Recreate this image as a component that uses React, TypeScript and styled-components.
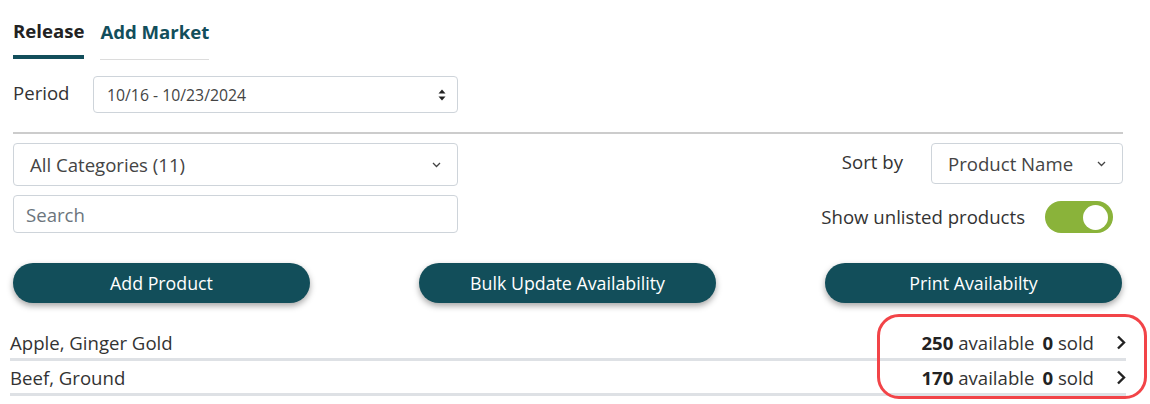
import React from "react";
import styled, { createGlobalStyle } from "styled-components";

const Global = createGlobalStyle`
  html, body { margin: 0; padding: 0; background: #fff; }
  body { font-family: "Open Sans", "Noto Sans", sans-serif; color: #333; }
  * { box-sizing: border-box; }
`;

const Page = styled.div`
  position: relative;
  width: 1150px;
  height: 404px;
  overflow: hidden;
  padding: 0 27px 0 13px;
`;

const Tabs = styled.div`
  display: flex;
  align-items: flex-end;
  gap: 16px;
  height: 60px;
`;

const Tab = styled.div<{ $active?: boolean }>`
  font-size: 18.6px;
  font-weight: 700;
  line-height: 27px;
  color: ${(p) => (p.$active ? "#222" : "#124e5b")};
  padding-bottom: ${(p) => (p.$active ? "11px" : "14px")};
  border-bottom: ${(p) => (p.$active ? "4px solid #124e5b" : "1px solid #dcdcdc")};
  margin-bottom: ${(p) => (p.$active ? "1px" : "0")};
`;

const PeriodRow = styled.div`
  display: flex;
  align-items: center;
  margin-top: 16px;
  width: 445px;
`;

const Label = styled.span<{ $w?: string }>`
  font-size: 18.6px;
  color: #333;
  width: ${(p) => p.$w || "80px"};
  flex: none;
  margin-bottom: 4px;
`;

const SelectBox = styled.div<{ $h: number; $fs: number; $pl: number; $pr: number }>`
  display: flex;
  align-items: center;
  justify-content: space-between;
  height: ${(p) => p.$h}px;
  padding: 0 ${(p) => p.$pr}px 0 ${(p) => p.$pl}px;
  border: 1px solid #ced4da;
  border-radius: 4px;
  font-size: ${(p) => p.$fs}px;
  color: #444;
  background: #fff;
  flex: 1;
`;

const Rule = styled.hr`
  margin: 19px 0 0;
  border: none;
  height: 2px;
  background: #cccccc;
`;

const Filters = styled.div`
  display: flex;
  justify-content: space-between;
  margin-top: 9px;
`;

const Column = styled.div<{ $w: number; $align?: string }>`
  display: flex;
  flex-direction: column;
  gap: 9px;
  width: ${(p) => p.$w}px;
  align-items: ${(p) => p.$align || "stretch"};
`;

const SearchBox = styled.div`
  height: 38px;
  display: flex;
  align-items: center;
  padding: 0 12px;
  border: 1px solid #ced4da;
  border-radius: 4px;
  font-size: 18.6px;
  color: #6c757d;
`;

const SortRow = styled.div`
  display: flex;
  align-items: center;
  gap: 28px;
  width: 100%;
  justify-content: flex-end;
`;

const SortSelect = styled(SelectBox)`
  flex: none;
  width: 192px;
`;

const ToggleRow = styled.div`
  display: flex;
  align-items: center;
  gap: 20px;
  margin-top: 8px;
  padding-right: 10px;
`;

const ToggleText = styled.span`
  font-size: 18.6px;
  color: #333;
  margin-bottom: 2px;
`;

const Switch = styled.div`
  width: 68px;
  height: 32px;
  border-radius: 16px;
  background: #8ab33a;
  display: flex;
  align-items: center;
  justify-content: flex-end;
  padding-right: 5px;
`;

const Knob = styled.div`
  width: 25px;
  height: 25px;
  border-radius: 50%;
  background: #fff;
`;

const Buttons = styled.div`
  display: flex;
  justify-content: space-between;
  margin-top: 30px;
  padding-right: 1px;
`;

const Button = styled.button`
  width: 297px;
  height: 40px;
  border: none;
  border-radius: 20px;
  background: #124e5a;
  color: #fff;
  font-family: inherit;
  font-size: 17.8px;
  font-weight: 500;
  box-shadow: 0 3px 6px rgba(0, 0, 0, 0.35);
  cursor: pointer;
`;

const List = styled.div`
  margin: 23px -3px 0 -3px;
`;

const Row = styled.div`
  display: flex;
  align-items: center;
  justify-content: space-between;
  height: 35px;
  padding-top: 1px;
  border-bottom: 3px solid #dee1e5;
  font-size: 18.6px;
  color: #333;
`;

const Stats = styled.div`
  display: flex;
  align-items: center;
`;

const Strong = styled.b`
  font-weight: 700;
  color: #222;
`;

const Gap = styled.span`
  display: inline-block;
  width: 8px;
`;

const Chevron = styled.span`
  display: inline-flex;
  margin-left: 22px;
  margin-right: 0;
`;

const Highlight = styled.div`
  position: absolute;
  left: 877px;
  top: 314px;
  width: 270px;
  height: 85px;
  border: 3px solid #f24448;
  border-radius: 22px;
  pointer-events: none;
`;

const ChevronDown = () => (
  <svg width="9" height="6" viewBox="0 0 9 6" fill="none">
    <path d="M1 1l3.5 3.5L8 1" stroke="#444" strokeWidth="1.3" />
  </svg>
);

const UpDown = () => (
  <svg width="8" height="12" viewBox="0 0 8 12">
    <path d="M4 0.5L7.5 4.5H0.5Z" fill="#222" />
    <path d="M4 11.5L7.5 7.5H0.5Z" fill="#222" />
  </svg>
);

const ChevronRight = () => (
  <svg width="10" height="15" viewBox="0 0 10 15" fill="none">
    <path d="M2 1.5l6 6-6 6" stroke="#222" strokeWidth="2.4" />
  </svg>
);

const products = [
  { name: "Apple, Ginger Gold", available: 250, sold: 0 },
  { name: "Beef, Ground", available: 170, sold: 0 },
];

export default function App() {
  return (
    <Page>
      <Global />
      <Tabs>
        <Tab $active>Release</Tab>
        <Tab>Add Market</Tab>
      </Tabs>
      <PeriodRow>
        <Label>Period</Label>
        <SelectBox $h={37} $fs={15.8} $pl={13} $pr={11}>
          <span>10/16 - 10/23/2024</span>
          <UpDown />
        </SelectBox>
      </PeriodRow>
      <Rule />
      <Filters>
        <Column $w={445}>
          <SelectBox $h={41} $fs={18.6} $pl={16} $pr={16}>
            <span>All Categories (11)</span>
            <ChevronDown />
          </SelectBox>
          <SearchBox>Search</SearchBox>
        </Column>
        <Column $w={400} $align="flex-end">
          <SortRow>
            <Label $w="auto">Sort by</Label>
            <SortSelect $h={41} $fs={18.6} $pl={16} $pr={16}>
              <span>Product Name</span>
              <ChevronDown />
            </SortSelect>
          </SortRow>
          <ToggleRow>
            <ToggleText>Show unlisted products</ToggleText>
            <Switch>
              <Knob />
            </Switch>
          </ToggleRow>
        </Column>
      </Filters>
      <Buttons>
        <Button>Add Product</Button>
        <Button>Bulk Update Availability</Button>
        <Button>Print Availabilty</Button>
      </Buttons>
      <List>
        {products.map((p) => (
          <Row key={p.name}>
            <span>{p.name}</span>
            <Stats>
              <Strong>{p.available}</Strong>&nbsp;available<Gap />
              <Strong>{p.sold}</Strong>&nbsp;sold
              <Chevron>
                <ChevronRight />
              </Chevron>
            </Stats>
          </Row>
        ))}
      </List>
      <Highlight />
    </Page>
  );
}
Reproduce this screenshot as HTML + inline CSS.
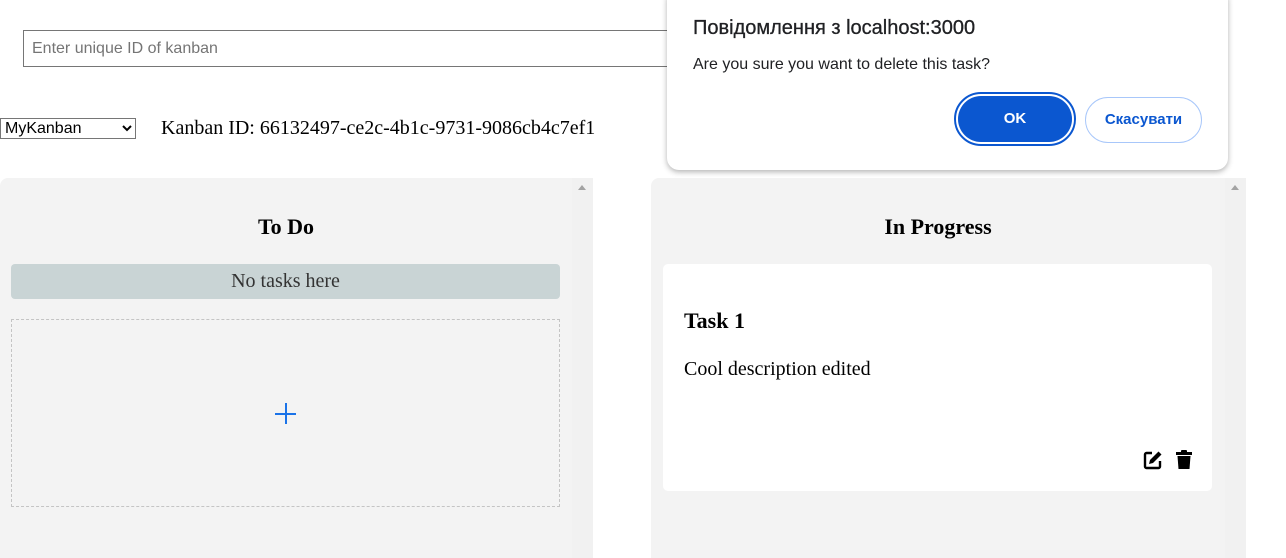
<!DOCTYPE html>
<html><head><meta charset="utf-8"><style>
body{margin:0;width:1286px;height:533px;overflow:hidden;background:#fff;font-family:"Liberation Serif",serif;position:relative}
.abs{position:absolute}
input{position:absolute;left:23px;top:30px;width:1200px;height:37px;box-sizing:border-box;border:1px solid #767676;font:16px "Liberation Sans",sans-serif;padding:0 8px;color:#757575}
select{position:absolute;left:0;top:118px;width:136px;height:21px;font:16px "Liberation Sans",sans-serif;border:1px solid #767676;background:#fff;padding:0}
.panel{position:absolute;top:178px;height:380px;background:#f3f3f3;border-radius:8px 0 0 0}
.sb{position:absolute;top:178px;width:21px;height:380px;background:#f1f1f1}
.tri{position:absolute;width:0;height:0;border-left:4px solid transparent;border-right:4px solid transparent;border-bottom:5px solid #a3a3a3}
h3{margin:0;font-size:22px;font-weight:bold;position:absolute;text-align:center}
.dlg{position:absolute;left:667px;top:-12px;width:561px;height:182px;background:#fff;border-radius:12px;box-shadow:0 2px 6px rgba(0,0,0,.3);font-family:"Liberation Sans",sans-serif}
</style></head><body>
<input placeholder="Enter unique ID of kanban">
<select><option>MyKanban</option></select>
<div class="abs" style="left:161px;top:117px;font-size:20px">Kanban ID: 66132497-ce2c-4b1c-9731-9086cb4c7ef1</div>

<div class="panel" style="left:0;width:572px"></div>
<div class="sb" style="left:572px"></div><div class="tri" style="left:578px;top:185px"></div>
<h3 style="left:0;width:572px;top:214px">To Do</h3>
<div class="abs" style="left:11px;top:264px;width:549px;height:35px;background:#c9d4d5;border-radius:4px;text-align:center;line-height:35px;font-size:20px;color:#333">No tasks here</div>
<div class="abs" style="left:11px;top:319px;width:547px;height:186px;border:1px dashed #c4c4c4"></div>
<div class="abs" style="left:275px;top:413px;width:21px;height:1.5px;background:#1a73e8"></div>
<div class="abs" style="left:285px;top:403px;width:1.5px;height:21px;background:#1a73e8"></div>

<div class="panel" style="left:651px;width:574px"></div>
<div class="sb" style="left:1225px"></div><div class="tri" style="left:1231px;top:185px"></div>
<h3 style="left:651px;width:574px;top:214px">In Progress</h3>
<div class="abs" style="left:663px;top:264px;width:549px;height:227px;background:#fff;border-radius:5px"></div>
<div class="abs" style="left:684px;top:308px;font-size:22px;font-weight:bold">Task 1</div>
<div class="abs" style="left:684px;top:358px;font-size:20px">Cool description edited</div>
<svg class="abs" style="left:1143px;top:450px" width="20" height="20" viewBox="0 0 20 20"><path d="M9 3H3.5A1.5 1.5 0 0 0 2 4.5v12A1.5 1.5 0 0 0 3.5 18h12a1.5 1.5 0 0 0 1.5-1.5V11" fill="none" stroke="#000" stroke-width="2.4"/><path d="M15.5 1.5l3 3L10 13l-4 1 1-4z" fill="#000"/></svg>
<svg class="abs" style="left:1175px;top:450px" width="18" height="20" viewBox="0 0 18 20"><rect x="1" y="2" width="16" height="3" fill="#000"/><rect x="6" y="0" width="6" height="3" rx="1" fill="#000"/><path d="M2.5 6h13l-1 13H3.5z" fill="#000"/></svg>

<div class="dlg">
<div class="abs" style="left:26px;top:29px;font-size:20px;color:#202124;-webkit-text-stroke:0.3px #202124">Повідомлення з localhost:3000</div>
<div class="abs" style="left:26px;top:68px;font-size:16px;color:#202124">Are you sure you want to delete this task?</div>
<div class="abs" style="left:287px;top:104px;width:118px;height:50px;border:2px solid #0b57d0;border-radius:27px;"></div>
<div class="abs" style="left:291px;top:108px;width:114px;height:46px;background:#0b57d0;border-radius:24px;color:#fff;font-weight:bold;font-size:15px;text-align:center;line-height:46px">OK</div>
<div class="abs" style="left:418px;top:109px;width:115px;height:44px;border:1px solid #a8c7fa;border-radius:23px;color:#0b57d0;font-weight:bold;font-size:15px;text-align:center;line-height:44px">Скасувати</div>
</div>
</body></html>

··········

Looking at the records above, work out how many lines include the word "React", then give that number by itself.

### Exercise output
2